Speaking of bread, if you’ve ever heard people use the slang word bread to mean money, that’s CRS too. Money rhymes with the old expression bread and honey, which shortens to bread.
So that’s how Bryan Adams turned tea into Rosie Lee, which is a common CRS rhyme for tea. (And now, if you’re ever in London and someone asks you if you want a cup of Rosie, you’ll know what they’re talking about!) “Rosie Lee” refers to American burlesque performer Gypsy Rose Lee (1911-1970).
I thought this was a rather cool way to come up with a baby name, so I’ve collected a few dozen other well-known CRS rhymes that involve names. On the left you’ll find the original word, in the middle is the name/phrase substitution, and on the right is the shortened version.
- back – rhymes with Cilla Black – shortens to Cilla
- ball – rhymes with Albert Hall – shortens to Albert
- belly – rhymes with Darby Kelly – shortens to Darby
- brake – rhymes with Veronica Lake – shortens to Veronica
- cake – rhymes with Sexton Blake – shortens to Sexton
- coat – rhymes with Billy goat – shortens to Billy
- curry – rhymes with Ruby Murray – shortens to Ruby (if these parents had had a girl instead of a boy, Ruby would have been a great option)

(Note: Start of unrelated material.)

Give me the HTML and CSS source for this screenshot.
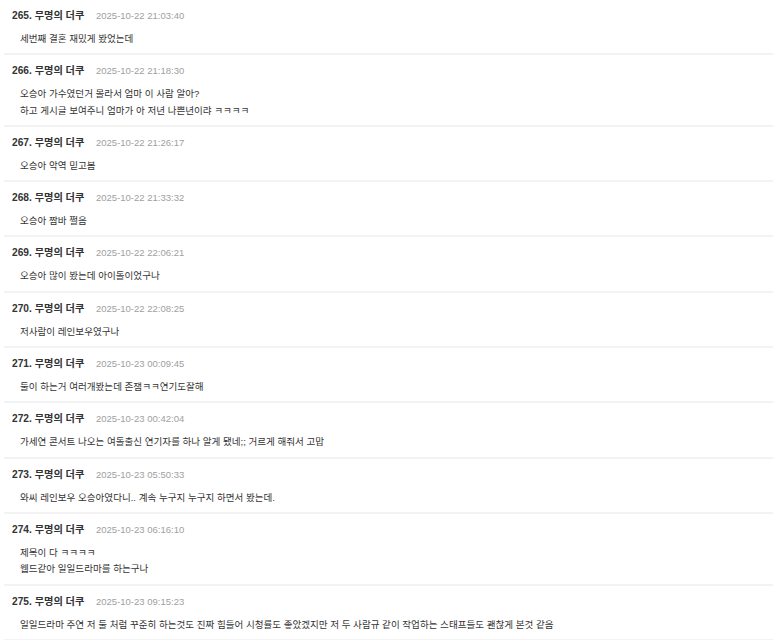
FILE: index.html
```html
<!DOCTYPE html>
<html lang="ko">
<head>
<meta charset="utf-8">
<link rel="stylesheet" href="styles.css">
</head>
<body>
<div class="list">
  <div class="post"><div class="head"><span class="name">265. 무명의 더쿠</span><span class="date">2025-10-22 21:03:40</span></div><div class="body"><p>세번째 결혼 재밌게 봤었는데</p></div></div>
  <div class="post"><div class="head"><span class="name">266. 무명의 더쿠</span><span class="date">2025-10-22 21:18:30</span></div><div class="body"><p>오승아 가수였던거 몰라서 엄마 이 사람 알아?</p><p>하고 게시글 보여주니 엄마가 아 저년 나쁜년이랴 ㅋㅋㅋㅋ</p></div></div>
  <div class="post"><div class="head"><span class="name">267. 무명의 더쿠</span><span class="date">2025-10-22 21:26:17</span></div><div class="body"><p>오승아 악역 믿고봄</p></div></div>
  <div class="post"><div class="head"><span class="name">268. 무명의 더쿠</span><span class="date">2025-10-22 21:33:32</span></div><div class="body"><p>오승아 짬바 쩔음</p></div></div>
  <div class="post"><div class="head"><span class="name">269. 무명의 더쿠</span><span class="date">2025-10-22 22:06:21</span></div><div class="body"><p>오승아 많이 봤는데 아이돌이었구나</p></div></div>
  <div class="post"><div class="head"><span class="name">270. 무명의 더쿠</span><span class="date">2025-10-22 22:08:25</span></div><div class="body"><p>저사람이 레인보우였구나</p></div></div>
  <div class="post"><div class="head"><span class="name">271. 무명의 더쿠</span><span class="date">2025-10-23 00:09:45</span></div><div class="body"><p>둘이 하는거 여러개봤는데 존잼ㅋㅋ연기도잘해</p></div></div>
  <div class="post"><div class="head"><span class="name">272. 무명의 더쿠</span><span class="date">2025-10-23 00:42:04</span></div><div class="body"><p>가세연 콘서트 나오는 여돌출신 연기자를 하나 알게 됐네;; 거르게 해줘서 고맙</p></div></div>
  <div class="post"><div class="head"><span class="name">273. 무명의 더쿠</span><span class="date">2025-10-23 05:50:33</span></div><div class="body"><p>와씨 레인보우 오승아였다니.. 계속 누구지 누구지 하면서 봤는데.</p></div></div>
  <div class="post"><div class="head"><span class="name">274. 무명의 더쿠</span><span class="date">2025-10-23 06:16:10</span></div><div class="body"><p>제목이 다 ㅋㅋㅋㅋ</p><p>웹드같아 일일드라마를 하는구나</p></div></div>
  <div class="post"><div class="head"><span class="name">275. 무명의 더쿠</span><span class="date">2025-10-23 09:15:23</span></div><div class="body"><p>일일드라마 주연 저 둘 처럼 꾸준히 하는것도 진짜 힘들어 시청률도 좋았겠지만 저 두 사람규 같이 작업하는 스태프들도 괜찮게 본것 같음</p></div></div>
</div>
</body>
</html>
```
FILE: styles.css
```css
html, body {
  margin: 0;
  padding: 0;
  background: #ffffff;
}
body {
  font-family: "Liberation Sans", "Noto Sans CJK KR", sans-serif;
  color: #333333;
}
.list {
  margin: 0 5px 0 4px;
}
.post {
  padding: 8px 8px 6px 8px;
  border-bottom: 2px solid #f3f3f3;
}
.head {
  display: flex;
  align-items: baseline;
  line-height: 16px;
  height: 16px;
}
.name {
  font-size: 10.2px;
  font-weight: bold;
  color: #333333;
  width: 84px;
  flex: none;
}
.date {
  font-size: 9.5px;
  color: #a0a0a0;
}
.body {
  margin-top: 7px;
  padding-left: 8px;
  font-size: 9.55px;
  line-height: 16.3px;
  color: #333333;
}
.body p {
  margin: 0;
}
```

- door – rhymes with Rory O’Moore – shortens to Rory
- fairy – rhymes with Julian Clairy – shortens to Julian
- fish – rhymes with Lillian Gish – shortens to Lillian
- gin – rhymes with Anne Boleyn – shortens to Ann
- gin – rhymes with Vera Lynn – shortens to Vera
- ice – rhymes with Vincent Price – shortens to Vincent
- kettle – rhymes with Hansel and Gretel – shortens to Hansel
- lisp – rhymes with Quentin Crisp – shortens to Quentin
- mess – rhymes with Elliot Ness – shortens to Elliot
- neck – rhymes with Gregory Peck – shortens to Gregory
- old man (father) – rhymes with Peter Pan – shortens to Peter
- rail – rhymes with Toby Ale – shortens to Toby
- Stella (brand of beer) – rhymes with Yuri Geller – shortens to Yuri
- Stella – rhymes with Nelson Mandela – shortens to Nelson
- table – rhymes with Betty Grable – shortens to Betty
- tea – rhymes with Bruce Lee – shortens to Bruce
- tea – rhymes with Kiki Dee – shortens to Kiki
- tea – rhymes with Rosie Lee – shortens to Rosie
- telly – rhymes with Liza Minnelli – shortens to Liza (e.g., “What’s on the Liza?”)
- trouble – rhymes with Barney Rubble – shortens to Barney
- 2:2 (lower second-class honors) – rhymes with Desmond Tutu – shortens to Desmond
- undies – rhymes with Eddie Grundies – shortens to Eddie
- wedding – rhymes with Otis Redding – shortens to Otis
I think Darby (for “belly”) might be an especially tempting one baby namers, no? :)
Bryan’s first baby girl, Mirabella Bunny, was born last Easter.
Sources: @bryanadams, February 14, 2013, Cockney Rhyming Slang
Update, 12/29/16: A reader named Sam recently told me about the Complete Dictionary of Cockney Rhyming Slang, which contains a bunch more names — like Errol Flynn for “chin,” and Euan Blair for “Leicester Square.” Enjoy!